The first is to think about what your people have to offer. The artists and musicians, intellectuals and young people, athletes and laborers who made up the ‘No’ coalition used their diversity and richness of thought to outsmart their opponents. This itself offers a microcosm of what makes democracies more resilient than autocracy in the long run.
But crucially, liberals and anti-Trumpers must remember something key: Most people don’t like being told they have to be afraid—and Trump’s fluke victory in 2016 does not change that. Given the choice to be happy, large majorities will gravitate to joy. Anti-Trump forces must have faith that this majority exists in their countrymen, and act with the intent to spark it. If we’re lucky, the spark will catch fire and spread.

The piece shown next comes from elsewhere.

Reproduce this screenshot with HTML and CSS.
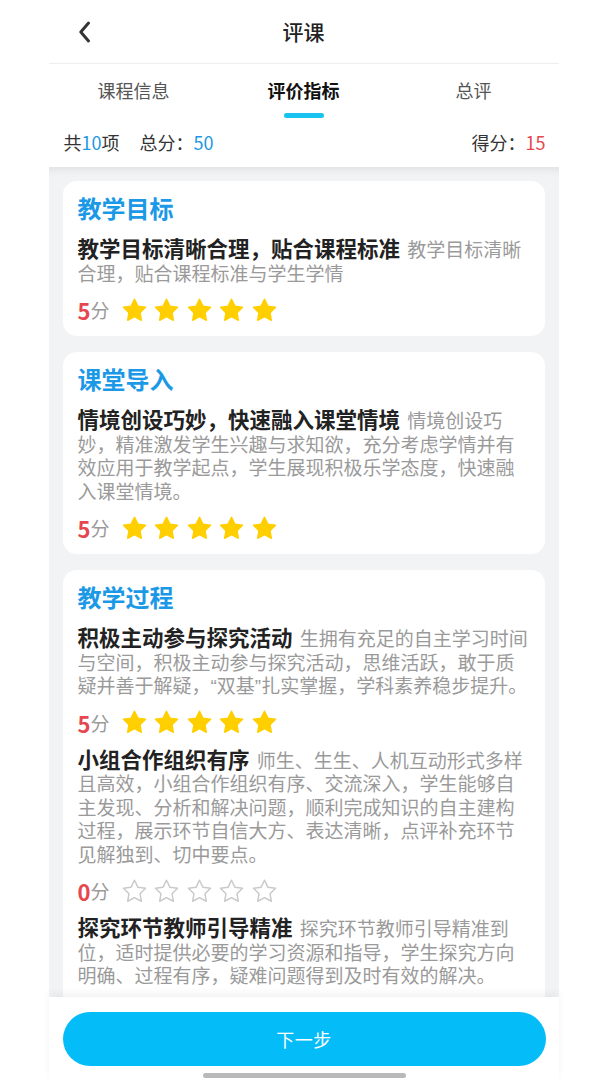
FILE: index.html
```html
<!DOCTYPE html>
<html lang="zh-CN">
<head>
<meta charset="utf-8">
<title>评课</title>
<link rel="stylesheet" href="styles.css">
</head>
<body>
<div class="app">
  <header class="header">
    <span class="back">
      <svg width="14" height="22" viewBox="0 0 14 22"><path d="M10.5 2 L2.8 11 L10.5 20" fill="none" stroke="#333" stroke-width="2.9" stroke-linecap="round" stroke-linejoin="round"/></svg>
    </span>
    <h1 class="title">评课</h1>
  </header>

  <nav class="tabs">
    <div class="tab">课程信息</div>
    <div class="tab active">评价指标<span class="bar"></span></div>
    <div class="tab">总评</div>
  </nav>

  <div class="summary">
    <div class="sum-left">
      <span>共<em class="blue">10</em>项</span>
      <span class="total">总分：<em class="blue">50</em></span>
    </div>
    <div class="sum-right">得分：<em class="red">15</em></div>
  </div>

  <main class="content">
    <section class="card">
      <h2 class="card-title">教学目标</h2>
      <div class="item">
        <p class="text"><span class="name">教学目标清晰合理，贴合课程标准</span> <span class="desc">教学目标清晰合理，贴合课程标准与学生学情</span></p>
        <div class="score"><span class="num">5</span><span class="unit">分</span>
          <div class="stars">
            <svg class="star" viewBox="0 0 24 24"><path d="M12 2l3 6.15 6.8.98-4.9 4.78 1.16 6.75L12 17.45 5.94 20.66 7.1 13.91 2.2 9.13l6.8-.98z"/></svg>
            <svg class="star" viewBox="0 0 24 24"><path d="M12 2l3 6.15 6.8.98-4.9 4.78 1.16 6.75L12 17.45 5.94 20.66 7.1 13.91 2.2 9.13l6.8-.98z"/></svg>
            <svg class="star" viewBox="0 0 24 24"><path d="M12 2l3 6.15 6.8.98-4.9 4.78 1.16 6.75L12 17.45 5.94 20.66 7.1 13.91 2.2 9.13l6.8-.98z"/></svg>
            <svg class="star" viewBox="0 0 24 24"><path d="M12 2l3 6.15 6.8.98-4.9 4.78 1.16 6.75L12 17.45 5.94 20.66 7.1 13.91 2.2 9.13l6.8-.98z"/></svg>
            <svg class="star" viewBox="0 0 24 24"><path d="M12 2l3 6.15 6.8.98-4.9 4.78 1.16 6.75L12 17.45 5.94 20.66 7.1 13.91 2.2 9.13l6.8-.98z"/></svg>
          </div>
        </div>
      </div>
    </section>

    <section class="card">
      <h2 class="card-title">课堂导入</h2>
      <div class="item">
        <p class="text"><span class="name">情境创设巧妙，快速融入课堂情境</span> <span class="desc">情境创设巧妙，精准激发学生兴趣与求知欲，充分考虑学情并有效应用于教学起点，学生展现积极乐学态度，快速融入课堂情境。</span></p>
        <div class="score"><span class="num">5</span><span class="unit">分</span>
          <div class="stars">
            <svg class="star" viewBox="0 0 24 24"><path d="M12 2l3 6.15 6.8.98-4.9 4.78 1.16 6.75L12 17.45 5.94 20.66 7.1 13.91 2.2 9.13l6.8-.98z"/></svg>
            <svg class="star" viewBox="0 0 24 24"><path d="M12 2l3 6.15 6.8.98-4.9 4.78 1.16 6.75L12 17.45 5.94 20.66 7.1 13.91 2.2 9.13l6.8-.98z"/></svg>
            <svg class="star" viewBox="0 0 24 24"><path d="M12 2l3 6.15 6.8.98-4.9 4.78 1.16 6.75L12 17.45 5.94 20.66 7.1 13.91 2.2 9.13l6.8-.98z"/></svg>
            <svg class="star" viewBox="0 0 24 24"><path d="M12 2l3 6.15 6.8.98-4.9 4.78 1.16 6.75L12 17.45 5.94 20.66 7.1 13.91 2.2 9.13l6.8-.98z"/></svg>
            <svg class="star" viewBox="0 0 24 24"><path d="M12 2l3 6.15 6.8.98-4.9 4.78 1.16 6.75L12 17.45 5.94 20.66 7.1 13.91 2.2 9.13l6.8-.98z"/></svg>
          </div>
        </div>
      </div>
    </section>

    <section class="card">
      <h2 class="card-title">教学过程</h2>
      <div class="item">
        <p class="text"><span class="name">积极主动参与探究活动</span> <span class="desc">生拥有充足的自主学习时间与空间，积极主动参与探究活动，思维活跃，敢于质疑并善于解疑，<span class="q">“</span>双基<span class="q">”</span>扎实掌握，学科素养稳步提升。</span></p>
        <div class="score"><span class="num">5</span><span class="unit">分</span>
          <div class="stars">
            <svg class="star" viewBox="0 0 24 24"><path d="M12 2l3 6.15 6.8.98-4.9 4.78 1.16 6.75L12 17.45 5.94 20.66 7.1 13.91 2.2 9.13l6.8-.98z"/></svg>
            <svg class="star" viewBox="0 0 24 24"><path d="M12 2l3 6.15 6.8.98-4.9 4.78 1.16 6.75L12 17.45 5.94 20.66 7.1 13.91 2.2 9.13l6.8-.98z"/></svg>
            <svg class="star" viewBox="0 0 24 24"><path d="M12 2l3 6.15 6.8.98-4.9 4.78 1.16 6.75L12 17.45 5.94 20.66 7.1 13.91 2.2 9.13l6.8-.98z"/></svg>
            <svg class="star" viewBox="0 0 24 24"><path d="M12 2l3 6.15 6.8.98-4.9 4.78 1.16 6.75L12 17.45 5.94 20.66 7.1 13.91 2.2 9.13l6.8-.98z"/></svg>
            <svg class="star" viewBox="0 0 24 24"><path d="M12 2l3 6.15 6.8.98-4.9 4.78 1.16 6.75L12 17.45 5.94 20.66 7.1 13.91 2.2 9.13l6.8-.98z"/></svg>
          </div>
        </div>
      </div>
      <div class="item">
        <p class="text"><span class="name">小组合作组织有序</span> <span class="desc">师生、生生、人机互动形式多样且高效，小组合作组织有序、交流深入，学生能够自主发现、分析和解决问题，顺利完成知识的自主建构过程，展示环节自信大方、表达清晰，点评补充环节见解独到、切中要点。</span></p>
        <div class="score"><span class="num">0</span><span class="unit">分</span>
          <div class="stars">
            <svg class="star empty" viewBox="0 0 24 24"><path d="M12 2l3 6.15 6.8.98-4.9 4.78 1.16 6.75L12 17.45 5.94 20.66 7.1 13.91 2.2 9.13l6.8-.98z"/></svg>
            <svg class="star empty" viewBox="0 0 24 24"><path d="M12 2l3 6.15 6.8.98-4.9 4.78 1.16 6.75L12 17.45 5.94 20.66 7.1 13.91 2.2 9.13l6.8-.98z"/></svg>
            <svg class="star empty" viewBox="0 0 24 24"><path d="M12 2l3 6.15 6.8.98-4.9 4.78 1.16 6.75L12 17.45 5.94 20.66 7.1 13.91 2.2 9.13l6.8-.98z"/></svg>
            <svg class="star empty" viewBox="0 0 24 24"><path d="M12 2l3 6.15 6.8.98-4.9 4.78 1.16 6.75L12 17.45 5.94 20.66 7.1 13.91 2.2 9.13l6.8-.98z"/></svg>
            <svg class="star empty" viewBox="0 0 24 24"><path d="M12 2l3 6.15 6.8.98-4.9 4.78 1.16 6.75L12 17.45 5.94 20.66 7.1 13.91 2.2 9.13l6.8-.98z"/></svg>
          </div>
        </div>
      </div>
      <div class="item">
        <p class="text"><span class="name">探究环节教师引导精准</span> <span class="desc">探究环节教师引导精准到位，适时提供必要的学习资源和指导，学生探究方向明确、过程有序，疑难问题得到及时有效的解决。</span></p>
        <div class="score"><span class="num">0</span><span class="unit">分</span>
          <div class="stars">
            <svg class="star empty" viewBox="0 0 24 24"><path d="M12 2l3 6.15 6.8.98-4.9 4.78 1.16 6.75L12 17.45 5.94 20.66 7.1 13.91 2.2 9.13l6.8-.98z"/></svg>
            <svg class="star empty" viewBox="0 0 24 24"><path d="M12 2l3 6.15 6.8.98-4.9 4.78 1.16 6.75L12 17.45 5.94 20.66 7.1 13.91 2.2 9.13l6.8-.98z"/></svg>
            <svg class="star empty" viewBox="0 0 24 24"><path d="M12 2l3 6.15 6.8.98-4.9 4.78 1.16 6.75L12 17.45 5.94 20.66 7.1 13.91 2.2 9.13l6.8-.98z"/></svg>
            <svg class="star empty" viewBox="0 0 24 24"><path d="M12 2l3 6.15 6.8.98-4.9 4.78 1.16 6.75L12 17.45 5.94 20.66 7.1 13.91 2.2 9.13l6.8-.98z"/></svg>
            <svg class="star empty" viewBox="0 0 24 24"><path d="M12 2l3 6.15 6.8.98-4.9 4.78 1.16 6.75L12 17.45 5.94 20.66 7.1 13.91 2.2 9.13l6.8-.98z"/></svg>
          </div>
        </div>
      </div>
    </section>
  </main>

  <footer class="footer">
    <button class="next">下一步</button>
  </footer>
  <span class="home-bar"></span>
</div>
</body>
</html>
```

FILE: styles.css
```css
* { box-sizing: border-box; }
html, body {
  margin: 0;
  padding: 0;
  background: #ffffff;
}
body {
  font-family: "Noto Sans CJK SC", "Noto Sans", sans-serif;
  color: #333;
  height: 1080px;
  overflow: hidden;
}
em { font-style: normal; }

.app {
  position: relative;
  width: 510px;
  height: 1080px;
  margin: 0 auto;
  display: flex;
  flex-direction: column;
  background: #fff;
}

.header {
  position: relative;
  height: 64px;
  flex: none;
  display: flex;
  align-items: center;
  justify-content: center;
  border-bottom: 1px solid #eeeeee;
}
.back {
  position: absolute;
  left: 29px;
  top: 21px;
  width: 14px;
  height: 22px;
  display: block;
}
.back svg { display: block; }
.title {
  margin: 0;
  font-size: 21px;
  font-weight: 500;
  color: #222;
  line-height: 28px;
  margin-bottom: 1px;
}

.tabs {
  flex: none;
  height: 60px;
  display: grid;
  grid-template-columns: 1fr 1fr 1fr;
}
.tab {
  display: flex;
  flex-direction: column;
  align-items: center;
  padding-top: 15px;
  font-size: 18px;
  line-height: 22px;
  color: #555;
}
.tab.active {
  color: #111;
  font-weight: 700;
}
.bar {
  display: block;
  width: 40px;
  height: 5px;
  border-radius: 3px;
  background: #18c3ef;
  margin-top: 12px;
}

.summary {
  flex: none;
  height: 43px;
  padding: 7px 13px 0 15px;
  display: flex;
  justify-content: space-between;
  font-size: 18px;
  line-height: 22px;
  color: #333;
}
.sum-left { display: flex; gap: 20px; }
.blue { color: #1d98e4; }
.red { color: #e6474e; }

.content {
  flex: 1;
  min-height: 0;
  overflow: hidden;
  background: #f2f3f5;
  padding: 14px 14px 0;
  box-shadow: inset 0 10px 10px -8px rgba(0,0,0,0.09);
}

.card {
  background: #fff;
  border-radius: 14px;
  padding: 11px 13px 11px 15px;
}
.card + .card { margin-top: 16px; }

.card-title {
  margin: 0;
  font-size: 24px;
  line-height: 32px;
  font-weight: 700;
  color: #1b99e6;
}

.item { margin-top: 13px; }
.item + .item { margin-top: 10px; }

.text {
  margin: 0;
  font-size: 19px;
  line-height: 23.5px;
  color: #9a9a9a;
}
.name {
  font-size: 21.5px;
  line-height: 20px;
  font-weight: 700;
  color: #222;
}
.desc { margin-left: 3px; }
.q {
  font-family: "Liberation Sans", sans-serif;
  line-height: 16px;
}

.score {
  display: flex;
  align-items: center;
  height: 30px;
  margin-top: 11px;
}
.num {
  font-size: 22px;
  font-weight: 700;
  color: #e6474e;
  line-height: 30px;
}
.unit {
  font-size: 19px;
  color: #9a9a9a;
  line-height: 30px;
}
.stars {
  display: flex;
  gap: 5.5px;
  margin-left: 11px;
}
.star {
  width: 27px;
  height: 27px;
  display: block;
}
.star path {
  fill: #ffcf00;
  stroke: #ffcf00;
  stroke-width: 1.3;
  stroke-linejoin: round;
}
.star.empty path {
  fill: none;
  stroke: #c9c9c9;
  stroke-width: 1.3;
}

.footer {
  flex: none;
  height: 83px;
  padding: 15px 13px 0 14px;
  background: #fff;
  box-shadow: 0 -4px 8px rgba(0,0,0,0.05);
  position: relative;
}
.next {
  display: block;
  width: 100%;
  height: 54px;
  border: none;
  border-radius: 27px;
  background: #04bcf8;
  color: #fff;
  font-family: inherit;
  font-size: 18px;
  letter-spacing: 0.5px;
}

.home-bar {
  position: absolute;
  left: 154px;
  bottom: 2px;
  width: 203px;
  height: 5px;
  border-radius: 3px;
  background: #b9b9b9;
}
```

Hard as it may seem, when Trump refuses to leave, cheer will beat fear. Wherever the battle takes place—protests at the Supreme Court, demonstrations in state capitols, or crowds in the street—Americans need to see vibrant crowds of joyous people. The left has proved capable of finding this joy in dark times: Just like the best of the Occupy protests showcased young people linking arms, singing songs, smiling, even dancing, pro-democracy forces should do the same.

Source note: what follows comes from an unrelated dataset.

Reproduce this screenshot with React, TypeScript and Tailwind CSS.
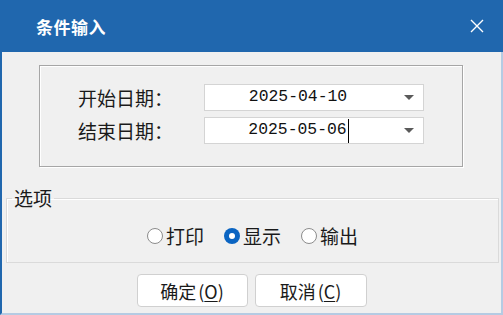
import React from "react";

const cjk = { fontFamily: '"Noto Sans CJK SC", "Microsoft YaHei", sans-serif' };

function Combo({ value, caret }: { value: string; caret?: boolean }) {
  return (
    <div className="flex h-[27px] w-[220px] items-center border border-[#d4d4d4] bg-white">
      <div className="flex flex-1 items-center justify-center text-[16.4px] leading-none text-[#111]" style={{ fontFamily: '"Liberation Mono", monospace' }}>
        <span>{value}</span>
        {caret ? <span className="-mr-px ml-[1px] inline-block h-[24px] w-px bg-black" /> : null}
      </div>
      <div className="flex w-[32px] items-center justify-end pr-[9px]">
        <svg width="10" height="5" viewBox="0 0 10 5">
          <path d="M0 0 L10 0 L5 5 Z" fill="#5a5a5a" />
        </svg>
      </div>
    </div>
  );
}

function Radio({ checked, label }: { checked?: boolean; label: string }) {
  return (
    <div className="flex items-center gap-[3px]">
      {checked ? (
        <span className="flex h-[16px] w-[16px] items-center justify-center rounded-full bg-[#0a64c2]">
          <span className="h-[6px] w-[6px] rounded-full bg-white" />
        </span>
      ) : (
        <span className="h-[16px] w-[16px] rounded-full border border-[#8c8c8c] bg-white" />
      )}
      <span className="text-[19px] leading-[24px] text-[#1a1a1a]">{label}</span>
    </div>
  );
}

export default function App() {
  return (
    <div className="flex h-[315px] w-[503px] flex-col bg-[#f0f0f0]" style={cjk}>
      <div className="flex h-[52px] items-center justify-between bg-[#2067ae] pl-[36px] pr-[19px] text-white">
        <span className="text-[17px] font-bold leading-none tracking-[0.5px]">条件输入</span>
        <svg width="14" height="14" viewBox="0 0 14 14">
          <path d="M1 1 L13 13 M13 1 L1 13" stroke="#ffffff" strokeWidth="1.4" />
        </svg>
      </div>
      <div className="flex flex-1 flex-col border-b-2 border-l-2 border-r-2 border-b-[#b5cbe3] border-l-[#2067ae] border-r-[#b5cbe3]">
        <div className="ml-[37px] mr-[38px] mt-[13px] flex h-[102px] flex-col gap-[6px] border border-[#a6a6a6] pl-[38px] pt-[18px] shadow-[inset_1px_1px_0_#ffffff,1px_1px_0_#ffffff]">
          <div className="flex items-center">
            <span className="w-[126px] text-[19px] leading-[24px] text-[#1a1a1a]">开始日期：</span>
            <Combo value="2025-04-10" />
          </div>
          <div className="flex items-center">
            <span className="w-[126px] text-[19px] leading-[24px] text-[#1a1a1a]">结束日期：</span>
            <Combo value="2025-05-06" caret />
          </div>
        </div>
        <fieldset className="ml-[4px] mr-[2px] mt-[19px] h-[77px] border border-[#dadada] shadow-[inset_1px_1px_0_#ffffff]">
          <legend className="ml-[5px] px-[2px] text-[19px] leading-[24px] text-[#1a1a1a]">选项</legend>
          <div className="flex items-center justify-center gap-[20px] pt-[14px]">
            <Radio label="打印" />
            <Radio checked label="显示" />
            <Radio label="输出" />
          </div>
        </fieldset>
        <div className="mt-[11px] flex justify-center gap-[7px]">
          <button className="flex h-[33px] w-[111px] items-center justify-center rounded-[4px] border border-[#d0d0d0] bg-white text-[18px] leading-none text-[#1a1a1a]">
            确定<span className="ml-[2px]">(<span className="underline underline-offset-2">O</span>)</span>
          </button>
          <button className="flex h-[33px] w-[112px] items-center justify-center rounded-[4px] border border-[#d0d0d0] bg-white text-[18px] leading-none text-[#1a1a1a]">
            取消<span className="ml-[2px]">(<span className="underline underline-offset-2">C</span>)</span>
          </button>
        </div>
      </div>
    </div>
  );
}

America will smell a loser, and reject him. About this, Trump is correct: Americans don’t like losers—and they do admire courage. Simply put, it takes more courage to be joyful than it does to be afraid.
In an unforgettable moment from 1988, crowds at the March for Joy began spontaneously singing. It was eerily similar to another moment of change in America: The freezing, January morning of Barack Obama’s 2008 inauguration. That day feels like a distant memory now. But as George W. Bush entered Marine One to depart Washington, the crowd spontaneously roared out, singing the Steam classic of 1969: Hey hey hey—Goodbye!
Therein lies the truth in Barry’s advice: ‘Don’t be afraid.’ And it lays bare the power of joy—if democracy’s defenders can harness cheer that is spontaneous, true, and real.
Because, even when the days turn dark in November, the cause for cheer is real. The America we remember will be just around the corner. And joy is coming.